AIM
Quote verbatim the span of lines that begins the listing below and closes with the line containing "import React from".

DATA PROVIDED

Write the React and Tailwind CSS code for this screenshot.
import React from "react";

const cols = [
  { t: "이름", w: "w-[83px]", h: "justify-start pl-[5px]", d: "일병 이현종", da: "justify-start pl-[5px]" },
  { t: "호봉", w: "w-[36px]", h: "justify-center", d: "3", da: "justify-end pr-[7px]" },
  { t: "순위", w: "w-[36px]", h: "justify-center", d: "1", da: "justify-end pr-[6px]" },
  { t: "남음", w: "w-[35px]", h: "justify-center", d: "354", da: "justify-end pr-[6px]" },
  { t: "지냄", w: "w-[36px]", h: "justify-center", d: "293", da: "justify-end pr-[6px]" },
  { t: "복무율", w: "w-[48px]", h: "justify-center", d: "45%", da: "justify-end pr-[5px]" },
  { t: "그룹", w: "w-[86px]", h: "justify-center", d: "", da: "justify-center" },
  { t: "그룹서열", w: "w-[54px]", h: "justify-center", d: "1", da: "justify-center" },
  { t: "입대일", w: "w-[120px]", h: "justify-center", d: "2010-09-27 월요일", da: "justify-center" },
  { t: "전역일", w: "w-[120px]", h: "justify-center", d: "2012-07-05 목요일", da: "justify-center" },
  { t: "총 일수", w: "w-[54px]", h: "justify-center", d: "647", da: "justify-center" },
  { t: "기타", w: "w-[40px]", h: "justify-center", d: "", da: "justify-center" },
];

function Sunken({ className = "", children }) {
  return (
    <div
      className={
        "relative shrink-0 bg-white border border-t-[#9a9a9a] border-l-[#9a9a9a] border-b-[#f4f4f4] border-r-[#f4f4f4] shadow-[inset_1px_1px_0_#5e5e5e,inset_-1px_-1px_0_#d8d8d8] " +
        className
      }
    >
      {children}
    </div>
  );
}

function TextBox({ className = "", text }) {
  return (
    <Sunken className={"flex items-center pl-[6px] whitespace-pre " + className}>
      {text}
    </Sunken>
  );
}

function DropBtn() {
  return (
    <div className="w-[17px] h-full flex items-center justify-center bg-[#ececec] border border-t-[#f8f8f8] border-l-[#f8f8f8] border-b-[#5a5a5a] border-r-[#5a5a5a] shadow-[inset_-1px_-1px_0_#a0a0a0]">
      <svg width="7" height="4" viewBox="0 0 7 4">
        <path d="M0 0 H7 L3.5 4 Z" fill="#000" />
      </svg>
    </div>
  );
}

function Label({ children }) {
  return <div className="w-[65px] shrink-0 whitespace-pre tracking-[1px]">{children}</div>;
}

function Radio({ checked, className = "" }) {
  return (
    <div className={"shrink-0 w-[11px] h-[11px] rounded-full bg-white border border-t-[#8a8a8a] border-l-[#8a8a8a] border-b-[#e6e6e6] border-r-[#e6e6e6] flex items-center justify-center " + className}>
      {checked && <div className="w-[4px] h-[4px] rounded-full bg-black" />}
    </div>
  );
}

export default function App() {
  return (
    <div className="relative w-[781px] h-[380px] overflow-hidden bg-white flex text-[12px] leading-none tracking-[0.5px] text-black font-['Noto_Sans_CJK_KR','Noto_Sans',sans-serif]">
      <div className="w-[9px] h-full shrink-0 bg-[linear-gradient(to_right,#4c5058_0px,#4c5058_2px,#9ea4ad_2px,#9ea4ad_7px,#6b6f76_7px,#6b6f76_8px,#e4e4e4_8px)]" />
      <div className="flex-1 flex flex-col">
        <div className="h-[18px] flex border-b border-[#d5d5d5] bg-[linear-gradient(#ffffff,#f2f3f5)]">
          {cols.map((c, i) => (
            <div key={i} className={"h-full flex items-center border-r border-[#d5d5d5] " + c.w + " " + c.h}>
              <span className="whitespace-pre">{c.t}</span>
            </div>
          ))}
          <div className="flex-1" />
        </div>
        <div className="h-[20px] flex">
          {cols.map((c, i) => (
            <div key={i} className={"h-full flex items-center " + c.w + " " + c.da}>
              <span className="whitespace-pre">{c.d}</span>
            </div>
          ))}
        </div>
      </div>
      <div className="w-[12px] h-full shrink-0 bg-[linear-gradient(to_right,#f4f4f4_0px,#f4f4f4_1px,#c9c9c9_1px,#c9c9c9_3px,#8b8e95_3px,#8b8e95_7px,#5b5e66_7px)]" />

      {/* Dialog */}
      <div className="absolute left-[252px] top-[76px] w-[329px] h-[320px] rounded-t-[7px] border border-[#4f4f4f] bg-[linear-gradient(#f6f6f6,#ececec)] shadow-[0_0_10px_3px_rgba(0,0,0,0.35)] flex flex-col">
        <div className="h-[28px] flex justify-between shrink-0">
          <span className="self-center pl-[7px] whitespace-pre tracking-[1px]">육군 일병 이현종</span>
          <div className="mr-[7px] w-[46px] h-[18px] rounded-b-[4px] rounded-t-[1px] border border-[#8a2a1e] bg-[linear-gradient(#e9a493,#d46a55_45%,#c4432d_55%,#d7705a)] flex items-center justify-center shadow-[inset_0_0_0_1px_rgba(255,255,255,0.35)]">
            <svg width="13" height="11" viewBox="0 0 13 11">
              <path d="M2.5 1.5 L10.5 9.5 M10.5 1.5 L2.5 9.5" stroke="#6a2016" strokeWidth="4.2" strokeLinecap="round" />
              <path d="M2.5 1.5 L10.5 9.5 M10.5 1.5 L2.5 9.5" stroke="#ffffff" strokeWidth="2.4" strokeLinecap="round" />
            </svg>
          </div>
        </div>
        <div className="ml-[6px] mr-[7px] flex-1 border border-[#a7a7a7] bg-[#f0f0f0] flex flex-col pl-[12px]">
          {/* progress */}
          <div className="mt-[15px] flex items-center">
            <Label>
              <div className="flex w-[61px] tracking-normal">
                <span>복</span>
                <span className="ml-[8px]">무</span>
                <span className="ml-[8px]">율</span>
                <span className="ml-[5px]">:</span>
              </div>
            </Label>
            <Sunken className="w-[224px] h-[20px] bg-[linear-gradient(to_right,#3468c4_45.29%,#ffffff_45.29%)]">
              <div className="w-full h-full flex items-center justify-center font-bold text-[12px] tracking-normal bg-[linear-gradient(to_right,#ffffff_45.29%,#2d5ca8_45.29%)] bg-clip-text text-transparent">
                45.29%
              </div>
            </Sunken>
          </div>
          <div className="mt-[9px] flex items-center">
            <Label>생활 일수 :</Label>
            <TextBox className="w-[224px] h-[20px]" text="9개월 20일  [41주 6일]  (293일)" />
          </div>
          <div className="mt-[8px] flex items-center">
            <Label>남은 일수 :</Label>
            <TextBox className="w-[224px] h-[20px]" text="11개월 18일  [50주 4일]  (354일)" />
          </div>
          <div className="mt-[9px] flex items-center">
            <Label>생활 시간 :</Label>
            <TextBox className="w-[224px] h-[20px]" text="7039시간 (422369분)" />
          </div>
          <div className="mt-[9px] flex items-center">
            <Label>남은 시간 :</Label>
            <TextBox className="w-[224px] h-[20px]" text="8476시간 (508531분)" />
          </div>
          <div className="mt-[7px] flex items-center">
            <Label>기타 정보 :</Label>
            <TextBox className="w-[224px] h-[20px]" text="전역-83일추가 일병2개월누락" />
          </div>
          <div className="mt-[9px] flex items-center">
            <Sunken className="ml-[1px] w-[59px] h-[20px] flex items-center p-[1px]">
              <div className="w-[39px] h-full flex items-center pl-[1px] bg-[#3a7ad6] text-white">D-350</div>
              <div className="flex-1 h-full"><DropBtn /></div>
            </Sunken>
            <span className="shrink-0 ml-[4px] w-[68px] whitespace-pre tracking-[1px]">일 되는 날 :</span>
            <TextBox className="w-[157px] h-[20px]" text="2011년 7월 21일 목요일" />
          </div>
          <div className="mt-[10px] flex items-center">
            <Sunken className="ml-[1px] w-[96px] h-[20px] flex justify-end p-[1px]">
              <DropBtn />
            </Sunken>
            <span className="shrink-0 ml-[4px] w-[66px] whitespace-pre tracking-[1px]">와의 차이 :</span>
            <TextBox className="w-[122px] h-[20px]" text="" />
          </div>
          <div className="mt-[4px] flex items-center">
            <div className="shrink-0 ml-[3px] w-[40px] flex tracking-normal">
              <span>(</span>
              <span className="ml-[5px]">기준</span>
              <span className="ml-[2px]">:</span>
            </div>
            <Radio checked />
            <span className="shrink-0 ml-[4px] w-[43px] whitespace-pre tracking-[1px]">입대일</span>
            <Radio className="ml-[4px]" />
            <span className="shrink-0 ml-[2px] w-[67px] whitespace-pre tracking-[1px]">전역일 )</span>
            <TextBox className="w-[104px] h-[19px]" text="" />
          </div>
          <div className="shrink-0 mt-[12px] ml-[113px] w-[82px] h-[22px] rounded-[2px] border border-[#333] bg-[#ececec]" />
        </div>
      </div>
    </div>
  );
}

EXPECTED ANSWER
Write the React and Tailwind CSS code for this screenshot.
import React from "react";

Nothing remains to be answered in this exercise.